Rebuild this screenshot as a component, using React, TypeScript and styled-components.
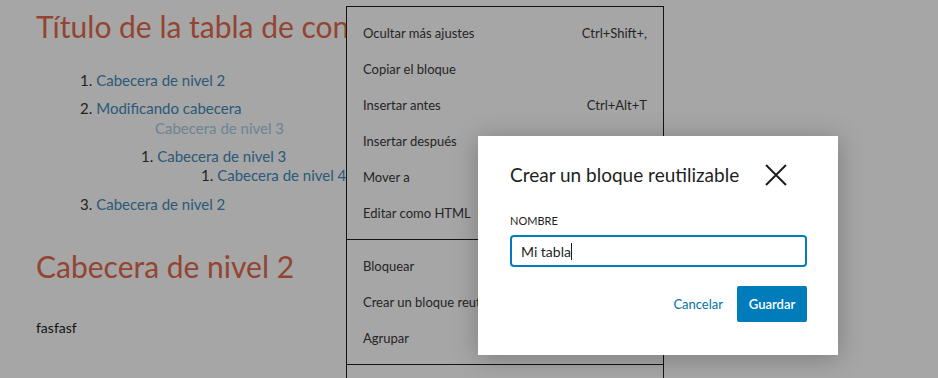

==

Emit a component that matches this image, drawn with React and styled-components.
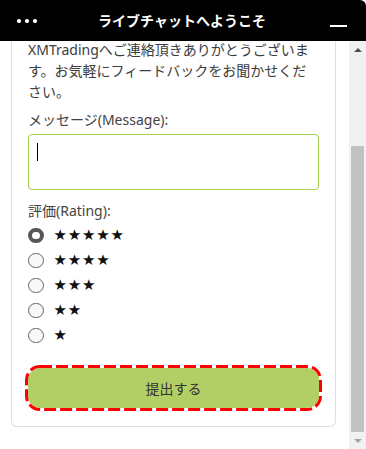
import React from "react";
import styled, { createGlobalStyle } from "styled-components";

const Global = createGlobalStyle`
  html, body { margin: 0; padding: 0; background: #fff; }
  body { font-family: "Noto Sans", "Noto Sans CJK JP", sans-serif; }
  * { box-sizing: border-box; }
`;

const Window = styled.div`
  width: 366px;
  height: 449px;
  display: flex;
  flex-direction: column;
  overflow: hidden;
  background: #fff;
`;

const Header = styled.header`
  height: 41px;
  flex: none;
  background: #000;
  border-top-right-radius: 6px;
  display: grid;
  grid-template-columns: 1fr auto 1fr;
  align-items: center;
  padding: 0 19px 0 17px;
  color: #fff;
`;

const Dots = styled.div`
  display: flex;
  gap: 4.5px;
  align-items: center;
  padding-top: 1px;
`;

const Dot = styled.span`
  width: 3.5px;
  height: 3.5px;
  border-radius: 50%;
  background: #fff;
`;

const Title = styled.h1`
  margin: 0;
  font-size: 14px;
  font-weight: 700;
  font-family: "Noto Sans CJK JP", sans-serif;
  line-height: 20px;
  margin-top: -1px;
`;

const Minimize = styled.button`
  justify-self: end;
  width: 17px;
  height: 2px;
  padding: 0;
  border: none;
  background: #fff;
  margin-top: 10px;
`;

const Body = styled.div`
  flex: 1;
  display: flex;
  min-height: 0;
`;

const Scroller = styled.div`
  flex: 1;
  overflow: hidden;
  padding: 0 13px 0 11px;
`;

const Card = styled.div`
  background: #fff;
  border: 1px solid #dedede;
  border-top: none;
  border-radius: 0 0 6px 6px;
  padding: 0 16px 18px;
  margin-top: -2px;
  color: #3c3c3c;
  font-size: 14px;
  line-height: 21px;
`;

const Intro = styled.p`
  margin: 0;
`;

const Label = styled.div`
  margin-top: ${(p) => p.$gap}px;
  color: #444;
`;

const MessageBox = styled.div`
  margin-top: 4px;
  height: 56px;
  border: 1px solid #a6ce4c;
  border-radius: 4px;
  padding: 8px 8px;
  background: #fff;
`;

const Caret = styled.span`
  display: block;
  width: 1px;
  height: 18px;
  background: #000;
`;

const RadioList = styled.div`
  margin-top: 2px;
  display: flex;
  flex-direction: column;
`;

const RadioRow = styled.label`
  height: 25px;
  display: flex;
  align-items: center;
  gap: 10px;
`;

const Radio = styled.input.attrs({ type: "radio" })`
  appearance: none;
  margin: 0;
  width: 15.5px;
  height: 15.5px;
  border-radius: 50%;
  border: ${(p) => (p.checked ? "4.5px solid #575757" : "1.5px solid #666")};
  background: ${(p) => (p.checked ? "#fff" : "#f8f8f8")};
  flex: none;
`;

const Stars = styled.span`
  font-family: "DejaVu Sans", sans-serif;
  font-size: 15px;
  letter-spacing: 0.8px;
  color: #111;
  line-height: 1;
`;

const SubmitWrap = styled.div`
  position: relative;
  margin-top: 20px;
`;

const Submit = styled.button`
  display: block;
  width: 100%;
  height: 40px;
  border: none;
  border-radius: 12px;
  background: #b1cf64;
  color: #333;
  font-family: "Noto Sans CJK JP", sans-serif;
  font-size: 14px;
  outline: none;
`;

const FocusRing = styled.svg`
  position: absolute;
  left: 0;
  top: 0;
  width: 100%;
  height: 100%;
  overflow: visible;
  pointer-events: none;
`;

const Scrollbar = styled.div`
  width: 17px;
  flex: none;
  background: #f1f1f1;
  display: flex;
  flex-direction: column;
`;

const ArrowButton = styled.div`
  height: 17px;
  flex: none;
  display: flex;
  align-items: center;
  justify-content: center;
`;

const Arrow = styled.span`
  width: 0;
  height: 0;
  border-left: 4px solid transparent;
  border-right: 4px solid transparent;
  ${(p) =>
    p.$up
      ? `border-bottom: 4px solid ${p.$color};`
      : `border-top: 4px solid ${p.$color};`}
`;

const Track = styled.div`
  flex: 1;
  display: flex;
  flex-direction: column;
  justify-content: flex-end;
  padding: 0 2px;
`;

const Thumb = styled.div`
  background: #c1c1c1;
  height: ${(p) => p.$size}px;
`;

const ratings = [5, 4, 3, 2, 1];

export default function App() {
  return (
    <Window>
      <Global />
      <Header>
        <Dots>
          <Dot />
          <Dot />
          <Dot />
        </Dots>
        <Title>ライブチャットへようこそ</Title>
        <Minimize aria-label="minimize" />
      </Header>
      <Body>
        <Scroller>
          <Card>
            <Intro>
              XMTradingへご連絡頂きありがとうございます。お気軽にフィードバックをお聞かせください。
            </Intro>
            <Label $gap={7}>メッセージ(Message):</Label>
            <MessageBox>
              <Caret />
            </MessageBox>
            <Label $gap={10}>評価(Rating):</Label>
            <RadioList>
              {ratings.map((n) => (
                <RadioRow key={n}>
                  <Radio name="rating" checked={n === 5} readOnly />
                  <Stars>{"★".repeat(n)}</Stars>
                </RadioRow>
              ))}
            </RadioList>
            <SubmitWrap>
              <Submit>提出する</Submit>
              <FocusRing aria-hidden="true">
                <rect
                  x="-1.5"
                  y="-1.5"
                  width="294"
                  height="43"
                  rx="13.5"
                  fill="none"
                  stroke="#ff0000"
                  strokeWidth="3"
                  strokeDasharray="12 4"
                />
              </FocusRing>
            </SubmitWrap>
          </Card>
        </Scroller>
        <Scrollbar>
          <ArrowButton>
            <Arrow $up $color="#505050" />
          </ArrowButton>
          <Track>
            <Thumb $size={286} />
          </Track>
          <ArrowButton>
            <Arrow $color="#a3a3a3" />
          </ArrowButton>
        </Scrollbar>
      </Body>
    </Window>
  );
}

* * *

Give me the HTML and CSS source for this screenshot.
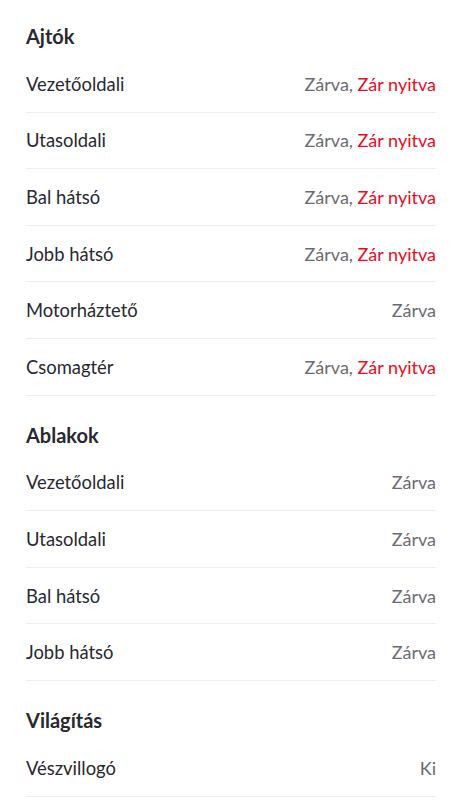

● Your goal
Search the data for "this". Copy every matching line.

● Result of the exercise
Rebuild this screenshot as a component, using React, TypeScript and styled-components.
Emit a component that matches this image, drawn with React and styled-components.
Give me the HTML and CSS source for this screenshot.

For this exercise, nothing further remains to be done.